PITTSBURGH—U.S. Steel Corporation’s three Mon Valley Works facilities—Clairton Coke Works and the Edgar Thomson and Irvin steel mills— are among the largest sources of industrial air pollution in western Pennsylvania. Cracking down on the company’s ever-expanding record of environmental violations has become nearly a full-time job, not only for the litigation team at NELC, but also for the enforcement staff at the Allegheny County Health Department (ACHD), the agency assigned to oversee Clean Air Act compliance.
In April 2019, NELC attorneys sued U.S. Steel after the company chose to operate the three Mon Valley plants for more than 100 consecutive days without essential air pollution control systems. A massive fire on Christmas Eve 2018 had destroyed the area of the Clairton plant responsible for removing pollutants from coke oven gas, which is generated in enormous quantities and combusted as fuel at all three facilities.
Documents obtained in the litigation, which was filed on behalf of PennEnvironment and the Clean Air Council, show that the fire was the result of fully preventable equipment breakdowns and that emissions of sulfur dioxide, hydrogen sulfide, and fine particles into surrounding neighborhoods soared above state and federal odor and safety thresholds.
Another preventable fire at the Clairton plant caused a second pollution control outage in June 2019, after which ACHD joined our lawsuit as a co-plaintiff.
On Jan. 26, 2022, U.S. District Court Judge W. Scott Hardy heard oral arguments on NELC’s motion seeking a pre-trial ruling that U.S. Steel had violated the Clean Air Act more than 10,000 times as a result of these breakdowns.
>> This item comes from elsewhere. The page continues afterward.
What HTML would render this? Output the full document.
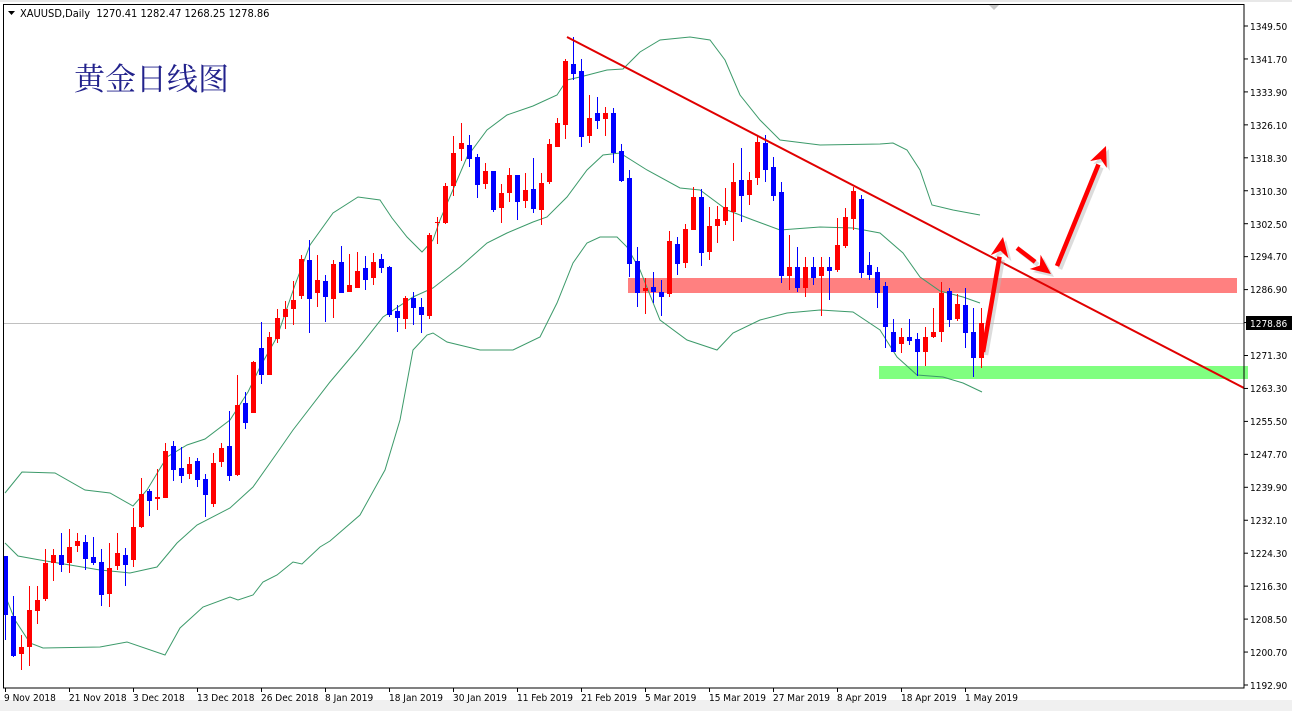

For nearly five hours, Senior Attorney Josh Kratka walked the court through the extensive factual record and made the case that U.S. Steel’s own records and other undisputed evidence unequivocally establish the company’s liability.
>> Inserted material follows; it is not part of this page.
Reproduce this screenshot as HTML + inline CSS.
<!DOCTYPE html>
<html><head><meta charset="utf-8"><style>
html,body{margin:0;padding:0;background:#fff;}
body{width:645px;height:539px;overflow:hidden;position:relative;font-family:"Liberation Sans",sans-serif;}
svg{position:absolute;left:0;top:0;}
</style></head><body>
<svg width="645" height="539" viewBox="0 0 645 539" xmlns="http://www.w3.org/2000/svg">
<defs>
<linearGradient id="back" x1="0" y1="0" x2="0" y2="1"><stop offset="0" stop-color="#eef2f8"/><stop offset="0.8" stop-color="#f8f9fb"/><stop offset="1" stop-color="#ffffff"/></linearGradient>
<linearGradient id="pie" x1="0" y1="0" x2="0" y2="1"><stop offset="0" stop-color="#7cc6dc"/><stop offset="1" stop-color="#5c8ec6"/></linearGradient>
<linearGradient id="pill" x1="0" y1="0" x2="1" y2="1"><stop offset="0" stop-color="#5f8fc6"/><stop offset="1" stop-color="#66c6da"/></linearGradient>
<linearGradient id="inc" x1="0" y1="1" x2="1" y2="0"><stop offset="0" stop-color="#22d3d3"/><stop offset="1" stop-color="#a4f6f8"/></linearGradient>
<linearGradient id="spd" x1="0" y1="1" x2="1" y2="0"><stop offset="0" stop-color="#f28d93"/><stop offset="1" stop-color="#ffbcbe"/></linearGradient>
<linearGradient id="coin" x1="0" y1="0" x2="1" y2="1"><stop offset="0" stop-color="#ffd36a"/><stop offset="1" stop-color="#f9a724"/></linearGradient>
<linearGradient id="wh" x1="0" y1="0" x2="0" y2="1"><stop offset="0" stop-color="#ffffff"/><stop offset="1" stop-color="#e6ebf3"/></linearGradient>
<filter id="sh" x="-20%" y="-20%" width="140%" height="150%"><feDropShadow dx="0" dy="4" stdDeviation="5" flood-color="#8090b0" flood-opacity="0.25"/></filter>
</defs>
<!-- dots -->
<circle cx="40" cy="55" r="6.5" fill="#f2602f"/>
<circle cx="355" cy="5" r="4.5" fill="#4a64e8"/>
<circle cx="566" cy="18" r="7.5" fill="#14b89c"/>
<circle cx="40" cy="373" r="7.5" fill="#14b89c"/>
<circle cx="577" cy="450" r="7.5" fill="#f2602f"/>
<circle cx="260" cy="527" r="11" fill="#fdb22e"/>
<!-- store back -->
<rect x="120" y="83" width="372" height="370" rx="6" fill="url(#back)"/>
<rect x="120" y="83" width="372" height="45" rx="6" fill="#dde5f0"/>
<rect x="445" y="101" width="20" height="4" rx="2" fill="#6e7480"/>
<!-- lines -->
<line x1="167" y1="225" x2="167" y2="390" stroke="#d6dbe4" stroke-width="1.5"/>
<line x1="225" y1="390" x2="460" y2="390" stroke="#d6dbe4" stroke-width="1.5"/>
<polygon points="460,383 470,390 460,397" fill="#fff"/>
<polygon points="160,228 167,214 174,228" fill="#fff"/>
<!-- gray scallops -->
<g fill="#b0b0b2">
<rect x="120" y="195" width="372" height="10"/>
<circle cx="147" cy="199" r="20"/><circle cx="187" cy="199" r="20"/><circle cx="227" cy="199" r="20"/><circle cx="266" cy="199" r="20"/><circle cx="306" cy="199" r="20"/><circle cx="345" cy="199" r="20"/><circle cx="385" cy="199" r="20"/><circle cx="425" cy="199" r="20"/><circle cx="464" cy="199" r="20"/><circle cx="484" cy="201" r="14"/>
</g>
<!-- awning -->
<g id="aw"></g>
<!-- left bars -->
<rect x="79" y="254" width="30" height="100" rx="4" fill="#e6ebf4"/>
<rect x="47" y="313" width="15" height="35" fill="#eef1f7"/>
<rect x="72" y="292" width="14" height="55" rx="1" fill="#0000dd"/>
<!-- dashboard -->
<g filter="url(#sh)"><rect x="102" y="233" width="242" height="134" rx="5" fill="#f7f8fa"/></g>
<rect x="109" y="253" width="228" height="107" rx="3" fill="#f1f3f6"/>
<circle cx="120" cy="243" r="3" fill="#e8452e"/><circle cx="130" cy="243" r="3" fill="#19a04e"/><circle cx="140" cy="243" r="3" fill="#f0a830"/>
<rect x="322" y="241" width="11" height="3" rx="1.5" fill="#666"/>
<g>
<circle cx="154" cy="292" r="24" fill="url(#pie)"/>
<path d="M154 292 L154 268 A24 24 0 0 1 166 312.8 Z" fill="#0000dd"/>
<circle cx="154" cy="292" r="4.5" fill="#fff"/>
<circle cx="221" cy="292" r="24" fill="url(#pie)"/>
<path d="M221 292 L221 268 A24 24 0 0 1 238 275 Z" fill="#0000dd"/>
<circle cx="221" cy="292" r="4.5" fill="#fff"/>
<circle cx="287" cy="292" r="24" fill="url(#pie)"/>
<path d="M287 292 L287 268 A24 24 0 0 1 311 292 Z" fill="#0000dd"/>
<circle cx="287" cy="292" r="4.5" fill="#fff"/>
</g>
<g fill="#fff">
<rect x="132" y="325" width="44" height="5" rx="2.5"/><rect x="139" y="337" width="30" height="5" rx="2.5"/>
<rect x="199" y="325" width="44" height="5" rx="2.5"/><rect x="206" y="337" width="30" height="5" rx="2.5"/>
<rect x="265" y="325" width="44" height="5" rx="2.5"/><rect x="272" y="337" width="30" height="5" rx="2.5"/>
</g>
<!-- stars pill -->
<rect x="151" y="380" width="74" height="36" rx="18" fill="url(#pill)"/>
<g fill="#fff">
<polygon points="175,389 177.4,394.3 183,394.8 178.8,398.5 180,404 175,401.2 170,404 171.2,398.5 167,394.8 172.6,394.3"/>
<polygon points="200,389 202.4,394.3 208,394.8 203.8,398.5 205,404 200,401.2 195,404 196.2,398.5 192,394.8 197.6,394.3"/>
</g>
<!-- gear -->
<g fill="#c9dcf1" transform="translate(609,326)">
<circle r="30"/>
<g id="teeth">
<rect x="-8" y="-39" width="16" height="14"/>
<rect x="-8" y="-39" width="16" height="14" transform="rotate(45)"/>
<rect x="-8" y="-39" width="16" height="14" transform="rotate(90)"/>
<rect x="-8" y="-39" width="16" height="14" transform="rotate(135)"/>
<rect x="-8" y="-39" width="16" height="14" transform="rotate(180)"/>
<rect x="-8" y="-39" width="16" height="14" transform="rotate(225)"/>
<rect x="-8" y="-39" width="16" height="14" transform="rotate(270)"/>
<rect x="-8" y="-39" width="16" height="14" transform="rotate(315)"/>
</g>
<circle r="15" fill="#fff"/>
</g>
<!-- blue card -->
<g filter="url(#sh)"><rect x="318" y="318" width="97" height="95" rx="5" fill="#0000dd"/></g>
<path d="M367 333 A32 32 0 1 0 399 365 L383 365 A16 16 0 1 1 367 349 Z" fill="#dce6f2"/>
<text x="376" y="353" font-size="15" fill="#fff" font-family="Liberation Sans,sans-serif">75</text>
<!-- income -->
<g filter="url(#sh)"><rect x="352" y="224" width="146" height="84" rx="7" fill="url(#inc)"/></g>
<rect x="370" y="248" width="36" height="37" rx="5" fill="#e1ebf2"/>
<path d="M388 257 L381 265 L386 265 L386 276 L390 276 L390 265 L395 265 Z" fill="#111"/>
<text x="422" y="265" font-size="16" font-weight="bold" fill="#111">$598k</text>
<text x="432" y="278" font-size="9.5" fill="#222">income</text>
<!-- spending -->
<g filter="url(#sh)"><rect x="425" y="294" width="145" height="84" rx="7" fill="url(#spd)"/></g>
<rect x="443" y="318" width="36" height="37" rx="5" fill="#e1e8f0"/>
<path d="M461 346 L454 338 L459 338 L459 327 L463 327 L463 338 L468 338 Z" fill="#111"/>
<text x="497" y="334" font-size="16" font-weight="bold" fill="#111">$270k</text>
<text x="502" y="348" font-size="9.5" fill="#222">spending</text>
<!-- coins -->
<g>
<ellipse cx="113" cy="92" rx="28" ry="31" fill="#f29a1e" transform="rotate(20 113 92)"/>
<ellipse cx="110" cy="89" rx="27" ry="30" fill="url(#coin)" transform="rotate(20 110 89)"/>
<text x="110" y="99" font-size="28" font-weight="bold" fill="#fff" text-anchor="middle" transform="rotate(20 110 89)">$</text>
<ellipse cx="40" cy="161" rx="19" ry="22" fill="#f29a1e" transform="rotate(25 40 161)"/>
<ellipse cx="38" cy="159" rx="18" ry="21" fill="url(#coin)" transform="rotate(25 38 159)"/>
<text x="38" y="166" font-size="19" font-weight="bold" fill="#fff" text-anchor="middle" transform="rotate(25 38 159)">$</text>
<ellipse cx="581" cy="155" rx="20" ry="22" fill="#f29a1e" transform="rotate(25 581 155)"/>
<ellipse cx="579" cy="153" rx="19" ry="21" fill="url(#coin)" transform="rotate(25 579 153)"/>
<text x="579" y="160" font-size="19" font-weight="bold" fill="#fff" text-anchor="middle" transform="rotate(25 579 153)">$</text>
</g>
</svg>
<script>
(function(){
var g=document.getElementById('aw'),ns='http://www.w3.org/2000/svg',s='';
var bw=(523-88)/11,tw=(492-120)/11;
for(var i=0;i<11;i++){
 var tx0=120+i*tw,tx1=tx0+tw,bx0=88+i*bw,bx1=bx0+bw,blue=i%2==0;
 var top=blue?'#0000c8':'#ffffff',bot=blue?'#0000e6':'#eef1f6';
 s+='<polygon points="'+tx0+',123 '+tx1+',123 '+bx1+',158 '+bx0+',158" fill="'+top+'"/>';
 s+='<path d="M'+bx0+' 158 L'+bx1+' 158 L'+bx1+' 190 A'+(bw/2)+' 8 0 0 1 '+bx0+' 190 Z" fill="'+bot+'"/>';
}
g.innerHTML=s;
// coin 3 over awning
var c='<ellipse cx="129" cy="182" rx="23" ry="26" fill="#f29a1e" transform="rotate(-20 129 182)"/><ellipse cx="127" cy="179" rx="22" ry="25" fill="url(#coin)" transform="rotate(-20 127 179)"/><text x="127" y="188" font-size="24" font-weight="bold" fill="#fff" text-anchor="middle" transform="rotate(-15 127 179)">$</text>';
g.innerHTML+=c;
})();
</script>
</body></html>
If NELC’s motion is successful, a trial would then focus on the plaintiffs’ request that an outside monitor be appointed to overhaul U.S. Steel’s environmental compliance and that a civil penalty be assessed to deter future non-compliance and recoup the economic benefit the company gained through its violations. Penalties can be as high as $100,000 for each violation.
In other developments, ACHD issued a report in March conclusively establishing that U.S. Steel’s Clairton plant is the source of elevated hydrogen sulfide levels in the area, a fact that has been obvious to local residents but denied for years by U.S. Steel. Hydrogen sulfide has a powerful rotten egg odor and can cause headaches, eye irritation, and fatigue.
Also in March, ACHD assessed three separate administrative fines against U.S. Steel—totaling more than $7 million—for air emission violations occurring at areas of the Clairton plant completely separate from those at issue in NELC’s lawsuit.